=== DATA EXCERPTS ===
..........
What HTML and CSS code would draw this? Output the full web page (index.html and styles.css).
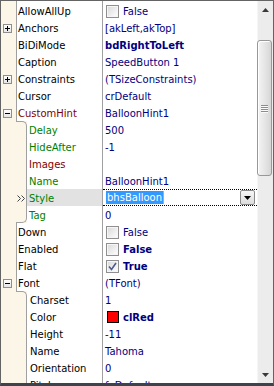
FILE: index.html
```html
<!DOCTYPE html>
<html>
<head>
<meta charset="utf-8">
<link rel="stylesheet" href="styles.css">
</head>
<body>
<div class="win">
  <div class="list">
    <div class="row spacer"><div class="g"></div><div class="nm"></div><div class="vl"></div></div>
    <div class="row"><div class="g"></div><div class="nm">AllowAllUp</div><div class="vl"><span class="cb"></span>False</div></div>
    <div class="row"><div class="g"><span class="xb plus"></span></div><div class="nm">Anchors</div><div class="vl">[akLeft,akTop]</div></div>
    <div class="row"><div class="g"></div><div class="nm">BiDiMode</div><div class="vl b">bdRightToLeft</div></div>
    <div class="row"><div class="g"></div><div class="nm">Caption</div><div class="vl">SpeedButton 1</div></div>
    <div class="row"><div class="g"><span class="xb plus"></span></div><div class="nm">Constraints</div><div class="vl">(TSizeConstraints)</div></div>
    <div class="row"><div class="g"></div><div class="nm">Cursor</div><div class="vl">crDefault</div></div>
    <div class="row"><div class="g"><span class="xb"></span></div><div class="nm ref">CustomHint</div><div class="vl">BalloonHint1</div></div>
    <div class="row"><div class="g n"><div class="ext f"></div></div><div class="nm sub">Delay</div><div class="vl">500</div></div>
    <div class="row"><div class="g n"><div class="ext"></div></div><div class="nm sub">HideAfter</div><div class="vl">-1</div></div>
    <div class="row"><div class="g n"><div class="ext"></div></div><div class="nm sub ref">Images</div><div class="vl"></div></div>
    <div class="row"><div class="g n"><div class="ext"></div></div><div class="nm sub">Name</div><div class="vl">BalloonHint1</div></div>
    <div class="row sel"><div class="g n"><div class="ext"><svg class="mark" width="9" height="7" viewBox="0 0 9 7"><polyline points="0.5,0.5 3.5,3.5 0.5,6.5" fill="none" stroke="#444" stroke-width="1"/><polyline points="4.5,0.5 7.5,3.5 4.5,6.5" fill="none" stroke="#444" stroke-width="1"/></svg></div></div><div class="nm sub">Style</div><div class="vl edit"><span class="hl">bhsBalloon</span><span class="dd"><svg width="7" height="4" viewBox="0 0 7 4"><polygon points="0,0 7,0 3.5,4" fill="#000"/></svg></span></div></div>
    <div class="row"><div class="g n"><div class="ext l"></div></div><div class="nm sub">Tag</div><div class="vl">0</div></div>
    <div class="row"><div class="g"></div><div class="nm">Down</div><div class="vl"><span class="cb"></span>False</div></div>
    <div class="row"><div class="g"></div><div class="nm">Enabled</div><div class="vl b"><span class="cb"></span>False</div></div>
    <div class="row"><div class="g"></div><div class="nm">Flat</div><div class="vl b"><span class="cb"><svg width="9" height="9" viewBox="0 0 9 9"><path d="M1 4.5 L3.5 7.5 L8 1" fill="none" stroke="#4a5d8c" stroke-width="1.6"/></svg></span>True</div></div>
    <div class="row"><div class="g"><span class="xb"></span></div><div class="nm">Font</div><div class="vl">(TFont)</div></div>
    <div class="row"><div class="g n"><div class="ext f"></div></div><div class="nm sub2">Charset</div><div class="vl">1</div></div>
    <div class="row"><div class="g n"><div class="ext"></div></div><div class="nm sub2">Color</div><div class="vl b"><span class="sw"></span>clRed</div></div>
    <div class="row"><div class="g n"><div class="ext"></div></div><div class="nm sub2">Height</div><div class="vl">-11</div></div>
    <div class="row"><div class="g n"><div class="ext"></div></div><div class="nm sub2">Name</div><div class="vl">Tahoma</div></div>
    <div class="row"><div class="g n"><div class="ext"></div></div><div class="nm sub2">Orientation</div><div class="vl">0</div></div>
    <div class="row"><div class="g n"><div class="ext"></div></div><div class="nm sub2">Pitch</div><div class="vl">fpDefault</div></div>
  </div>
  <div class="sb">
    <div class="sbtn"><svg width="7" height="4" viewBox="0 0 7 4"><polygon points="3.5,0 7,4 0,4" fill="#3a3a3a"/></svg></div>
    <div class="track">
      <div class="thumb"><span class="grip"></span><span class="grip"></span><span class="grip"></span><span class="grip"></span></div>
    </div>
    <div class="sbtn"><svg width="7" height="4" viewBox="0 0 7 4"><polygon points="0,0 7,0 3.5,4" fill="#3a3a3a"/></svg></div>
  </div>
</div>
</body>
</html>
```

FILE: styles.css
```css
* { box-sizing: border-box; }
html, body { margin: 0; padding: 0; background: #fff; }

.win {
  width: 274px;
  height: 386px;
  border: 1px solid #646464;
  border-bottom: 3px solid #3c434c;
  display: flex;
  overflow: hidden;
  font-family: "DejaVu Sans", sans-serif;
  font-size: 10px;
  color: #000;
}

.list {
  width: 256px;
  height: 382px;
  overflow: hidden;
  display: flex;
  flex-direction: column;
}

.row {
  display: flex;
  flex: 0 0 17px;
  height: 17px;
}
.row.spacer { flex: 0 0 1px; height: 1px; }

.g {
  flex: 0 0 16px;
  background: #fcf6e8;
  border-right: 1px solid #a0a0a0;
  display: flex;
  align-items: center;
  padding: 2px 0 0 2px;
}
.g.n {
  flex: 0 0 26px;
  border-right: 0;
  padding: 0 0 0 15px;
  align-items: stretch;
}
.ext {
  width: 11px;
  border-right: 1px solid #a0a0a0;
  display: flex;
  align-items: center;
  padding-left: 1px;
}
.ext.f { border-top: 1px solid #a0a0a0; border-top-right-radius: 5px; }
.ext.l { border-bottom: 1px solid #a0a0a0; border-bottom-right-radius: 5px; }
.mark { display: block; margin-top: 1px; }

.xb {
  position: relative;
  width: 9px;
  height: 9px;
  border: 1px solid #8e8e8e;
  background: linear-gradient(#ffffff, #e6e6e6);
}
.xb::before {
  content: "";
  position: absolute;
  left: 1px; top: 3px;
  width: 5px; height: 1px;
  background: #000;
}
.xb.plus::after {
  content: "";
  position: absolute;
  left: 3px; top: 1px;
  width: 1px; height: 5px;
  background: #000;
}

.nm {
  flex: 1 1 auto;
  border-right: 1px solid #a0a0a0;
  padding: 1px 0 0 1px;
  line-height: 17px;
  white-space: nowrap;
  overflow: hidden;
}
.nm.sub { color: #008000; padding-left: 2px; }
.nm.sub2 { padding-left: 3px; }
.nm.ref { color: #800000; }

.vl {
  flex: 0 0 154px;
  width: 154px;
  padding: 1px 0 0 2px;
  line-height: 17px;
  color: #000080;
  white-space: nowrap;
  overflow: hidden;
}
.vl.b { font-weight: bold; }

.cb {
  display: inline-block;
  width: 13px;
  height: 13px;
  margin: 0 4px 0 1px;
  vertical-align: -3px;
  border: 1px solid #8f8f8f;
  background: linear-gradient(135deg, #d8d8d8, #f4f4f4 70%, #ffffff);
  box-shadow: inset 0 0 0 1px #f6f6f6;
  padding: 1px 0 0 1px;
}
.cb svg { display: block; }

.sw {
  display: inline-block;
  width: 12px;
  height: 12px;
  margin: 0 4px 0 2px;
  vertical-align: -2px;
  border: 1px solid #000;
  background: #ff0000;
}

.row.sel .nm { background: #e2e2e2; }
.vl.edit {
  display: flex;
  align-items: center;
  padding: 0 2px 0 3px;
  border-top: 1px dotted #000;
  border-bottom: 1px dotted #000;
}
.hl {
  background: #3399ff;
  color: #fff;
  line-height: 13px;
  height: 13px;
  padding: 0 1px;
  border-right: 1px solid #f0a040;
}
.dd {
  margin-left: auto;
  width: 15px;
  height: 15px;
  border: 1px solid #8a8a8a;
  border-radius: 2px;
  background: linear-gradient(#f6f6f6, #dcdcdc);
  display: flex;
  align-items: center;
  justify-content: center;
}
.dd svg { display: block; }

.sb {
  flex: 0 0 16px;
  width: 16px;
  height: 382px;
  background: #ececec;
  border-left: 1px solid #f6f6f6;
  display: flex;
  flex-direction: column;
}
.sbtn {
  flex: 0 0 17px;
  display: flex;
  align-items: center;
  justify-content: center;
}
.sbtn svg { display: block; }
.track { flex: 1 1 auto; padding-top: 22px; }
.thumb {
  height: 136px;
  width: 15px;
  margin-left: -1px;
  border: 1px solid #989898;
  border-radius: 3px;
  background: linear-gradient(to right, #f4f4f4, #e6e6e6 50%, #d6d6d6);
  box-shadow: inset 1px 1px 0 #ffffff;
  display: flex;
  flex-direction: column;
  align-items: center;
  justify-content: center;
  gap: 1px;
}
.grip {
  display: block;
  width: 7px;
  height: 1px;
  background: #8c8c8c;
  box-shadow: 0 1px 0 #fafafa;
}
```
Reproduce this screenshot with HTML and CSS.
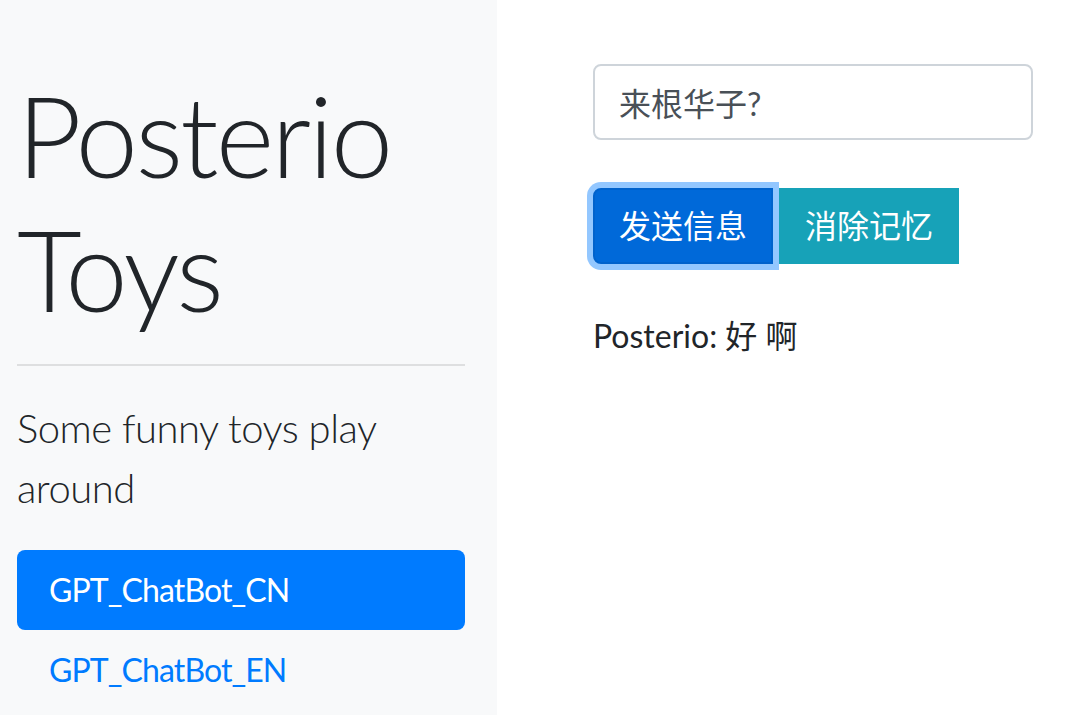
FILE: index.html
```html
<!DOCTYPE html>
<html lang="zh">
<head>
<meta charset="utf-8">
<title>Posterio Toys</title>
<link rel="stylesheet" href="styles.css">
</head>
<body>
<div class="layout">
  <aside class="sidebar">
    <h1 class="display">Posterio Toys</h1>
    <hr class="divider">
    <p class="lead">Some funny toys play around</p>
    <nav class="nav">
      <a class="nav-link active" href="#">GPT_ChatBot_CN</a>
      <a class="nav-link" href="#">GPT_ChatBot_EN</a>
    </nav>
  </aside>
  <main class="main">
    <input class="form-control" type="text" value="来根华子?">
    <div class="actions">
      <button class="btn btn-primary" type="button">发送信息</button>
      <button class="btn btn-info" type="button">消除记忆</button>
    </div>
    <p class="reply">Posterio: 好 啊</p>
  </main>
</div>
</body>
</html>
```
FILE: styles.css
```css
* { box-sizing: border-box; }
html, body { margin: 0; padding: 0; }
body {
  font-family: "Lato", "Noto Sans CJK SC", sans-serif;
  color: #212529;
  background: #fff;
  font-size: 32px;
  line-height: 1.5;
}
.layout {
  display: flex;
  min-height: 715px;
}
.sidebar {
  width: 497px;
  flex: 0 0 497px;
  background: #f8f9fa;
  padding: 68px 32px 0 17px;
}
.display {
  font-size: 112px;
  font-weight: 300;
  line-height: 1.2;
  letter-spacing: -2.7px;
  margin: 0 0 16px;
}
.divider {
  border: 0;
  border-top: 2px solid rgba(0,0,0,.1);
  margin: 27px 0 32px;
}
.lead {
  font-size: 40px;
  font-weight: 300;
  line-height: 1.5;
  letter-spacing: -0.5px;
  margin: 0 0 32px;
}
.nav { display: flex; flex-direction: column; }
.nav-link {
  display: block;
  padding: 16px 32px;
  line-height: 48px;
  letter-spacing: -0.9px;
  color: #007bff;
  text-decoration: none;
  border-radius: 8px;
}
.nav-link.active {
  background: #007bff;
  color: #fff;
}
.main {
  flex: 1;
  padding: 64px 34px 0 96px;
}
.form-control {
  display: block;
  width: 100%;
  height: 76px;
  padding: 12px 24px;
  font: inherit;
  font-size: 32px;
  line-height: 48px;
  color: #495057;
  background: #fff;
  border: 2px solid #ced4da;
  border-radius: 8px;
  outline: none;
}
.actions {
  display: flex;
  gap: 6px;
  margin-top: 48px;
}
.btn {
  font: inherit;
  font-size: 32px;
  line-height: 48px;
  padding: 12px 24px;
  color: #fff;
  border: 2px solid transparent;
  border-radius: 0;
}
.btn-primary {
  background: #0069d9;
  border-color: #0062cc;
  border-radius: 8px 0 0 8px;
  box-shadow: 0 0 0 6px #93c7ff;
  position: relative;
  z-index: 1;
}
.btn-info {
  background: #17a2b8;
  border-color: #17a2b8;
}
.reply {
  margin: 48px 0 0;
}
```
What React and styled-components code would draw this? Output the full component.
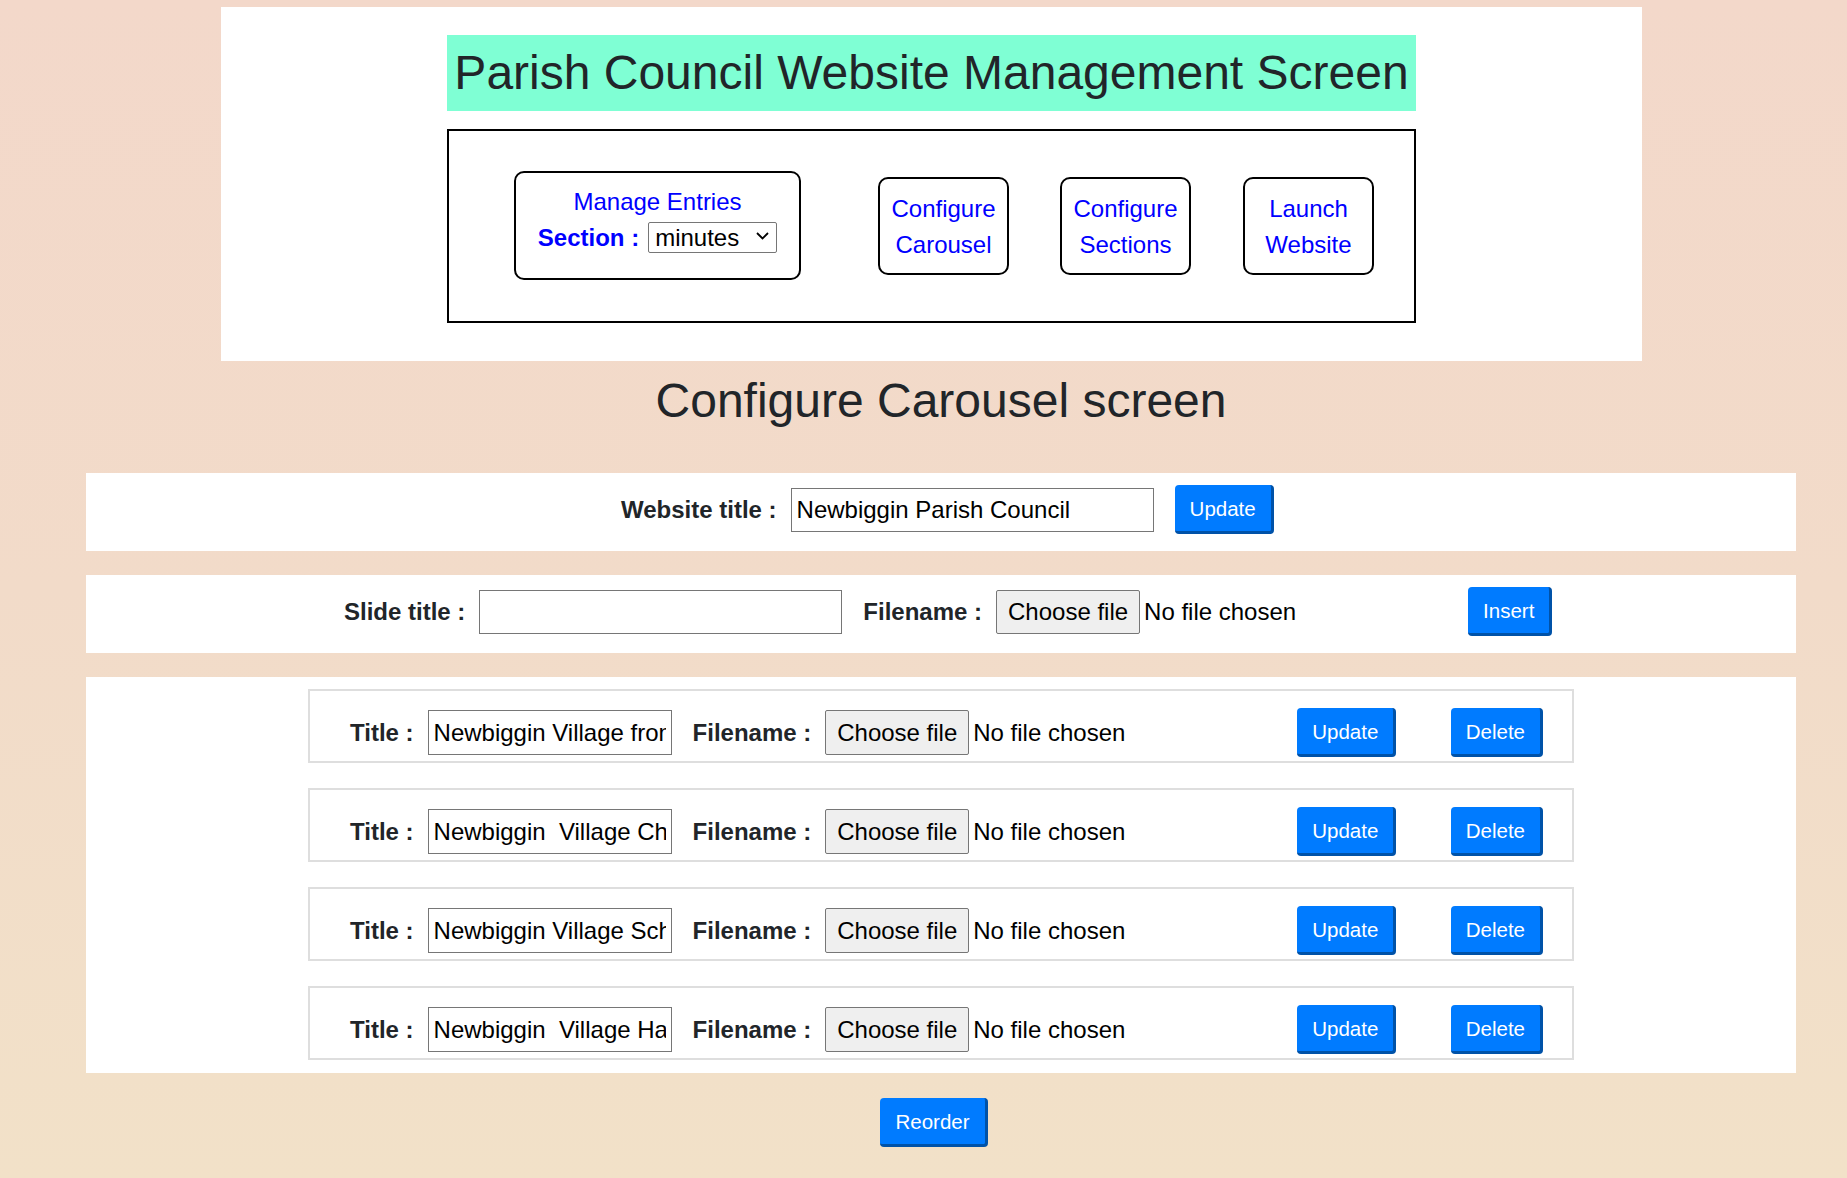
..........
=== TASK DESCRIPTION ===
Using the listing above, locate the lines that hold "would" and copy each one.

=== SOLUTION TO THIS EXERCISE ===
What HTML and CSS code would draw this? Output the full web page (index.html and styles.css).
What React and styled-components code would draw this? Output the full component.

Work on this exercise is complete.